Burma could get broad duty-free access to the US market by year’s end as the United States tries to deepen trade and military ties with the former military dictatorship.
Acting US Trade Representative Demetrios Marantis said on Friday that the US could waive import duties on thousands of goods from Burma, including agricultural products, handicrafts, and some garments, by the end of this year under a program designed to help poor countries.
“It’s a great opportunity for both sides,” he said.
His office announced last week that Burma and Laos are being considered for preferential access to the US market under a program called GSP, or the Generalized System of Preferences, designed to help poor countries develop. A public hearing on the issue is scheduled for June 4.
The move illustrates how deeply US policy toward the former pariah state has changed. Until November, the US banned imports from Burma. In response to rapid political reforms, Washington has suspended most sanctions, though it maintains bans on arms sales and gem imports, as well as a targeted list of sanctioned companies and individuals believed to have ties to the old regime.
The US has moved more slowly than the European Union and Australia in normalizing relations, which some business groups argue puts US investors at a competitive disadvantage. The European Union revoked its economic and political sanctions against Burma on Monday. Australia revoked its travel and financial sanctions in June 2012.
As America and other Western countries deepen commercial ties with Burma, they are also pushing to strengthen their engagement with Burma’s armed forces, which have a long history of brutality and continue to wield considerable, but opaque power in the country.
Acting Assistant Secretary of State Joseph Yun told Congress Thursday that the US is “looking at ways to support nascent military engagement” with Burma, as way of encouraging “further political reforms.”
He said the US is eager to expose Burma’s military to human rights standards and international humanitarian law, though Washington continues to press for progress on human rights and a clear end to military ties with North Korea.
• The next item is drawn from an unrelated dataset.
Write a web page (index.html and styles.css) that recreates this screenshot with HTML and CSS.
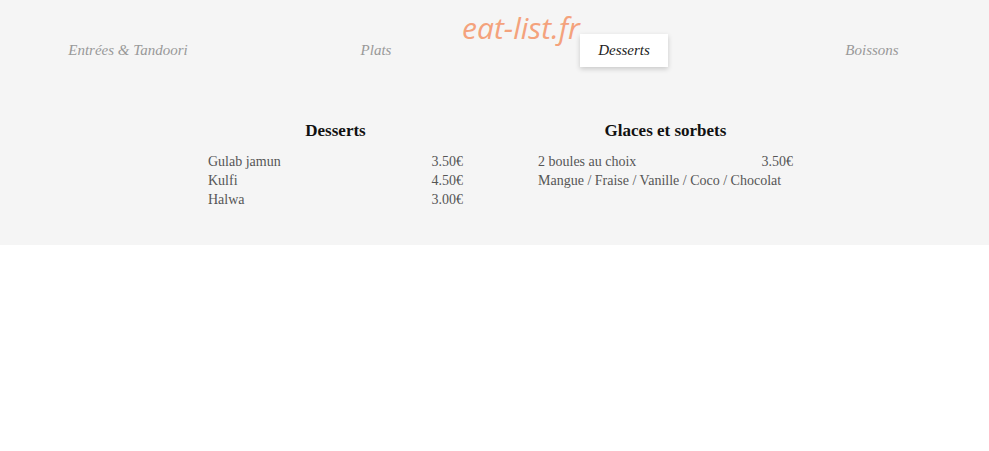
FILE: index.html
```html
<!DOCTYPE html>
<html>
	<head>
		<meta charset="utf-8">
		<title>eat-list.fr - Carte</title>
		<link rel="stylesheet" href="styles.css">
	</head>
	<body>
		<div class="carte">
			<div class="logo">eat-list.fr</div>
			<ul class="tabs">
				<li class="tab"><span>Entrées &amp; Tandoori</span></li>
				<li class="tab"><span>Plats</span></li>
				<li class="tab active"><span>Desserts</span></li>
				<li class="tab"><span>Boissons</span></li>
			</ul>
			<div class="menu">
				<div class="section">
					<h2>Desserts</h2>
					<ul class="items">
						<li class="item"><span>Gulab jamun</span><span>3.50€</span></li>
						<li class="item"><span>Kulfi</span><span>4.50€</span></li>
						<li class="item"><span>Halwa</span><span>3.00€</span></li>
					</ul>
				</div>
				<div class="section">
					<h2>Glaces et sorbets</h2>
					<ul class="items">
						<li class="item"><span>2 boules au choix</span><span>3.50€</span></li>
						<li class="item"><span>Mangue / Fraise / Vanille / Coco / Chocolat</span></li>
					</ul>
				</div>
			</div>
		</div>
	</body>
</html>
```

FILE: styles.css
```css
*{
	margin:0;
	padding:0;
	box-sizing:border-box;
}
body{
	background:#fff;
	font-family:"Liberation Serif", "Times New Roman", serif;
	overflow:hidden;
}
ul{
	list-style:none;
}
.carte{
	position:relative;
	height:245px;
	background:#f5f5f5;
	padding-top:34px;
}
.logo{
	position:absolute;
	top:8px;
	left:462px;
	font-family:"Open Sans", sans-serif;
	font-style:italic;
	font-size:30px;
	line-height:40px;
	color:#f4a27c;
	z-index:2;
}
.tabs{
	display:grid;
	grid-template-columns:repeat(4, 248px);
	padding-left:4px;
}
.tab{
	display:flex;
	justify-content:center;
}
.tab span{
	display:block;
	height:33px;
	line-height:33px;
	padding:0 18px;
	font-style:italic;
	font-size:15px;
	color:#999;
}
.tab.active span{
	background:#fff;
	color:#222;
	box-shadow:0 2px 5px rgba(0,0,0,0.18);
}
.menu{
	display:flex;
	justify-content:center;
	gap:75px;
	padding-top:52px;
	padding-left:12px;
}
.section{
	width:255px;
}
.section h2{
	text-align:center;
	font-size:17px;
	font-weight:bold;
	color:#111;
	line-height:24px;
	margin-bottom:9px;
}
.item{
	display:flex;
	justify-content:space-between;
	font-size:14px;
	line-height:19px;
	color:#555;
	white-space:nowrap;
}
```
Burma’s Commander-in-Chief General Min Aung Hlaing has made it clear that the armed forces, which hold a quarter of seats in Parliament under the Constitution, intend to continue to play a political role in the country. The prominence of the military was reinforced last month when the quasi-civilian government—whose top leadership is dominated by former military men—had to call in the army to quell religious riots that killed at least 40 people.
US officials argue that by strengthening commercial and military links, America can encourage reform and better influence policy.
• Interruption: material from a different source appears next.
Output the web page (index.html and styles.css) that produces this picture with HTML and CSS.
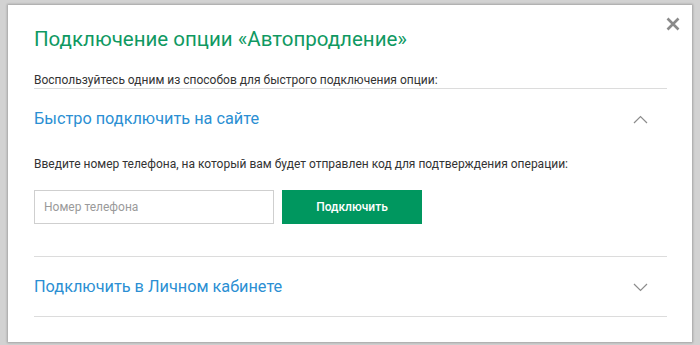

Burma businesses say warmer relations with the West can create thousands of jobs and bolster foreign reserves.
“We welcome the lifting of EU sanctions and the restoration of GSP status,” said Myint Soe, chairman of the Burma Garment Manufacturers Association and vice chairman of the Union of Burma Chamber of Commerce and Industry, a lobby group. “This will be a big boost to Burma’s garment industry.”
Some human rights groups, however, argue that Western nations are moving too swiftly to re-engage, thus losing valuable leverage to pressure the government to address ongoing human rights violations.
Washington revoked Burma’s GSP privileges in 1989, over concerns about labor rights.
Marantis said he emphasized the importance of ending forced labor and allowing workers to organize, as well as protecting intellectual property—all conditions for gaining GSP approval—in his meetings with Burma officials this week. He said he also began negotiating a formal framework for trade and investment dialogue with top Burma officials on Thursday.
Phil Robertson, deputy director of Human Rights Watch’s Asia division, urged the US to thoroughly examine Burma’s progress on labor rights. He said there are still significant problems with forced labor, particularly in remote areas, and some unions have difficulty organizing.
An overly hasty reinstatement of GSP, he said, “would undermine the ability of the US government to push for improved respect for labor rights.”
He said military engagement was “clearly premature.” Human Rights Watch says the military continues to target civilians and engage in torture, sexual slavery and extrajudicial killings.
“Why is there a presumption the Burmese military wants to reform?” he said. “What’s the evidentiary basis for that? Is this the US government and international community just seeing what they want to see?”